- **Your objective**:
Copy out all of the data below with no alterations.
# Start of Given information
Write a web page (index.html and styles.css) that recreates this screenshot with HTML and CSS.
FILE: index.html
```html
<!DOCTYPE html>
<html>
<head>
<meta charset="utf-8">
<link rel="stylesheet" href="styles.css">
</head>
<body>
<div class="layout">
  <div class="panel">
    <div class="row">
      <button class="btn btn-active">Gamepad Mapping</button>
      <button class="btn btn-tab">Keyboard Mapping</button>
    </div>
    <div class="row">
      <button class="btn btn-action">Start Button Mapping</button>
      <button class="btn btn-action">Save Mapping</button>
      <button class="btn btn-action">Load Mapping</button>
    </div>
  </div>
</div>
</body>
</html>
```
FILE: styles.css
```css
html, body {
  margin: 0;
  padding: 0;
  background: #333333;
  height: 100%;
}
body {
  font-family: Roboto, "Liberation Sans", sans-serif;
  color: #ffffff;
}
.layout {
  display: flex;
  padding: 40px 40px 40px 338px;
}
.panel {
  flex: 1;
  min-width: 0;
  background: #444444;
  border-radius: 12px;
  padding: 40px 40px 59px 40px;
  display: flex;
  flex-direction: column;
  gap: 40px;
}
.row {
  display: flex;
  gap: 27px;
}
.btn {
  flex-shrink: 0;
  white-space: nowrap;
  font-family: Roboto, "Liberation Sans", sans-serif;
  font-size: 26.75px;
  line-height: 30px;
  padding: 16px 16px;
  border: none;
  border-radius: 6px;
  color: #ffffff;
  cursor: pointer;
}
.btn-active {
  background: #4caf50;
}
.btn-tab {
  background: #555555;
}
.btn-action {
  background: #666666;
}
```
# End of Given information
- **Problem solution**:
Write a web page (index.html and styles.css) that recreates this screenshot with HTML and CSS.
FILE: index.html
```html
<!DOCTYPE html>
<html>
<head>
<meta charset="utf-8">
<link rel="stylesheet" href="styles.css">
</head>
<body>
<div class="layout">
  <div class="panel">
    <div class="row">
      <button class="btn btn-active">Gamepad Mapping</button>
      <button class="btn btn-tab">Keyboard Mapping</button>
    </div>
    <div class="row">
      <button class="btn btn-action">Start Button Mapping</button>
      <button class="btn btn-action">Save Mapping</button>
      <button class="btn btn-action">Load Mapping</button>
    </div>
  </div>
</div>
</body>
</html>
```
FILE: styles.css
```css
html, body {
  margin: 0;
  padding: 0;
  background: #333333;
  height: 100%;
}
body {
  font-family: Roboto, "Liberation Sans", sans-serif;
  color: #ffffff;
}
.layout {
  display: flex;
  padding: 40px 40px 40px 338px;
}
.panel {
  flex: 1;
  min-width: 0;
  background: #444444;
  border-radius: 12px;
  padding: 40px 40px 59px 40px;
  display: flex;
  flex-direction: column;
  gap: 40px;
}
.row {
  display: flex;
  gap: 27px;
}
.btn {
  flex-shrink: 0;
  white-space: nowrap;
  font-family: Roboto, "Liberation Sans", sans-serif;
  font-size: 26.75px;
  line-height: 30px;
  padding: 16px 16px;
  border: none;
  border-radius: 6px;
  color: #ffffff;
  cursor: pointer;
}
.btn-active {
  background: #4caf50;
}
.btn-tab {
  background: #555555;
}
.btn-action {
  background: #666666;
}
```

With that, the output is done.